◆ **CHALLENGE**
Set down the data below without change, skipping the pictures it holds.

◆ **DATA EXCERPT**
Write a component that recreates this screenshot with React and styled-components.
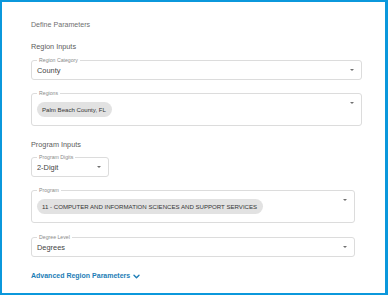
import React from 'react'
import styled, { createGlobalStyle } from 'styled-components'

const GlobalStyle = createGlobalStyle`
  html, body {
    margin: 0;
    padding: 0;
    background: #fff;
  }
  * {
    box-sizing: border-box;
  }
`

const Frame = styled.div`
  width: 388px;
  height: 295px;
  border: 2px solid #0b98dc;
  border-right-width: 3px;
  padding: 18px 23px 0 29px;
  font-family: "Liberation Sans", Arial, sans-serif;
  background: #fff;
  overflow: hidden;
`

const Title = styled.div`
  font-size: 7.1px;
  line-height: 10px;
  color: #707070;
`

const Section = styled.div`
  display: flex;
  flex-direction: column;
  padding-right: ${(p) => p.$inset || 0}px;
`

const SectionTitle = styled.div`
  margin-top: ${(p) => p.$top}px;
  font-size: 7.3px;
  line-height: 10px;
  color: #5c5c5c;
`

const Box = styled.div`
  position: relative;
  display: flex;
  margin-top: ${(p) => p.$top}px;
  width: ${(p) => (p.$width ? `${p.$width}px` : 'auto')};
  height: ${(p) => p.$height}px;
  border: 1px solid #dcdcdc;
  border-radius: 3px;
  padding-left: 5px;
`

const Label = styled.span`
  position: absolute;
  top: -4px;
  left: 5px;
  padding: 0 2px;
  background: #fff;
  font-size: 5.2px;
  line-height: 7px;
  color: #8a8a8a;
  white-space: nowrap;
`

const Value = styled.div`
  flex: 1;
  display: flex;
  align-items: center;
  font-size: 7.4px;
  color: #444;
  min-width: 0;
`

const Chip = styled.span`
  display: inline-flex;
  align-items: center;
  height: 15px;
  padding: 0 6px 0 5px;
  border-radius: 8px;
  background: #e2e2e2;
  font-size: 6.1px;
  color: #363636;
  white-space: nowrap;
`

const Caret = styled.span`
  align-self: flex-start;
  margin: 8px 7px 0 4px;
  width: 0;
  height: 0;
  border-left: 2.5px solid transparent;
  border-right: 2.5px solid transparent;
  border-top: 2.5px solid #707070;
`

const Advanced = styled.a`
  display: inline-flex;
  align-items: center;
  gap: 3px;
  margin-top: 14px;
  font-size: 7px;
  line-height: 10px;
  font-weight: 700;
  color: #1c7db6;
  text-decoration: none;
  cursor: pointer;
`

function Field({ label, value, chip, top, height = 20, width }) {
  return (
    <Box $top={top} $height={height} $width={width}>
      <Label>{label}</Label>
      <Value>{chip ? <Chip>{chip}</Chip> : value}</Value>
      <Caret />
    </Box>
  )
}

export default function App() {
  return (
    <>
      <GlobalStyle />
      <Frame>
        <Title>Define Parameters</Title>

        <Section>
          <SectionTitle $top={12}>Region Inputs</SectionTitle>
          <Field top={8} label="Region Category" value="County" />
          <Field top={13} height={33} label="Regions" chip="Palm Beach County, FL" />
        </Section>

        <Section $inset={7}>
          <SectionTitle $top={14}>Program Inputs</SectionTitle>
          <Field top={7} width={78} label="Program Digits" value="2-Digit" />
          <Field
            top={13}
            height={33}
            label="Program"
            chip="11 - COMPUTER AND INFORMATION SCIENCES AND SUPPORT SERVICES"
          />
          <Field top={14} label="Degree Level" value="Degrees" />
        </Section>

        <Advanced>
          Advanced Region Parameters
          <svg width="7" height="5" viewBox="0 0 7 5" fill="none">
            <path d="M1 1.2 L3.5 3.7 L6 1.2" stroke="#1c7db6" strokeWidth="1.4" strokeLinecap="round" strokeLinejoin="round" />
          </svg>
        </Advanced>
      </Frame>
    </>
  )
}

◆ **RESULT FOR THIS TASK**
Write a component that recreates this screenshot with React and styled-components.
import React from 'react'
import styled, { createGlobalStyle } from 'styled-components'

const GlobalStyle = createGlobalStyle`
  html, body {
    margin: 0;
    padding: 0;
    background: #fff;
  }
  * {
    box-sizing: border-box;
  }
`

const Frame = styled.div`
  width: 388px;
  height: 295px;
  border: 2px solid #0b98dc;
  border-right-width: 3px;
  padding: 18px 23px 0 29px;
  font-family: "Liberation Sans", Arial, sans-serif;
  background: #fff;
  overflow: hidden;
`

const Title = styled.div`
  font-size: 7.1px;
  line-height: 10px;
  color: #707070;
`

const Section = styled.div`
  display: flex;
  flex-direction: column;
  padding-right: ${(p) => p.$inset || 0}px;
`

const SectionTitle = styled.div`
  margin-top: ${(p) => p.$top}px;
  font-size: 7.3px;
  line-height: 10px;
  color: #5c5c5c;
`

const Box = styled.div`
  position: relative;
  display: flex;
  margin-top: ${(p) => p.$top}px;
  width: ${(p) => (p.$width ? `${p.$width}px` : 'auto')};
  height: ${(p) => p.$height}px;
  border: 1px solid #dcdcdc;
  border-radius: 3px;
  padding-left: 5px;
`

const Label = styled.span`
  position: absolute;
  top: -4px;
  left: 5px;
  padding: 0 2px;
  background: #fff;
  font-size: 5.2px;
  line-height: 7px;
  color: #8a8a8a;
  white-space: nowrap;
`

const Value = styled.div`
  flex: 1;
  display: flex;
  align-items: center;
  font-size: 7.4px;
  color: #444;
  min-width: 0;
`

const Chip = styled.span`
  display: inline-flex;
  align-items: center;
  height: 15px;
  padding: 0 6px 0 5px;
  border-radius: 8px;
  background: #e2e2e2;
  font-size: 6.1px;
  color: #363636;
  white-space: nowrap;
`

const Caret = styled.span`
  align-self: flex-start;
  margin: 8px 7px 0 4px;
  width: 0;
  height: 0;
  border-left: 2.5px solid transparent;
  border-right: 2.5px solid transparent;
  border-top: 2.5px solid #707070;
`

const Advanced = styled.a`
  display: inline-flex;
  align-items: center;
  gap: 3px;
  margin-top: 14px;
  font-size: 7px;
  line-height: 10px;
  font-weight: 700;
  color: #1c7db6;
  text-decoration: none;
  cursor: pointer;
`

function Field({ label, value, chip, top, height = 20, width }) {
  return (
    <Box $top={top} $height={height} $width={width}>
      <Label>{label}</Label>
      <Value>{chip ? <Chip>{chip}</Chip> : value}</Value>
      <Caret />
    </Box>
  )
}

export default function App() {
  return (
    <>
      <GlobalStyle />
      <Frame>
        <Title>Define Parameters</Title>

        <Section>
          <SectionTitle $top={12}>Region Inputs</SectionTitle>
          <Field top={8} label="Region Category" value="County" />
          <Field top={13} height={33} label="Regions" chip="Palm Beach County, FL" />
        </Section>

        <Section $inset={7}>
          <SectionTitle $top={14}>Program Inputs</SectionTitle>
          <Field top={7} width={78} label="Program Digits" value="2-Digit" />
          <Field
            top={13}
            height={33}
            label="Program"
            chip="11 - COMPUTER AND INFORMATION SCIENCES AND SUPPORT SERVICES"
          />
          <Field top={14} label="Degree Level" value="Degrees" />
        </Section>

        <Advanced>
          Advanced Region Parameters
          <svg width="7" height="5" viewBox="0 0 7 5" fill="none">
            <path d="M1 1.2 L3.5 3.7 L6 1.2" stroke="#1c7db6" strokeWidth="1.4" strokeLinecap="round" strokeLinejoin="round" />
          </svg>
        </Advanced>
      </Frame>
    </>
  )
}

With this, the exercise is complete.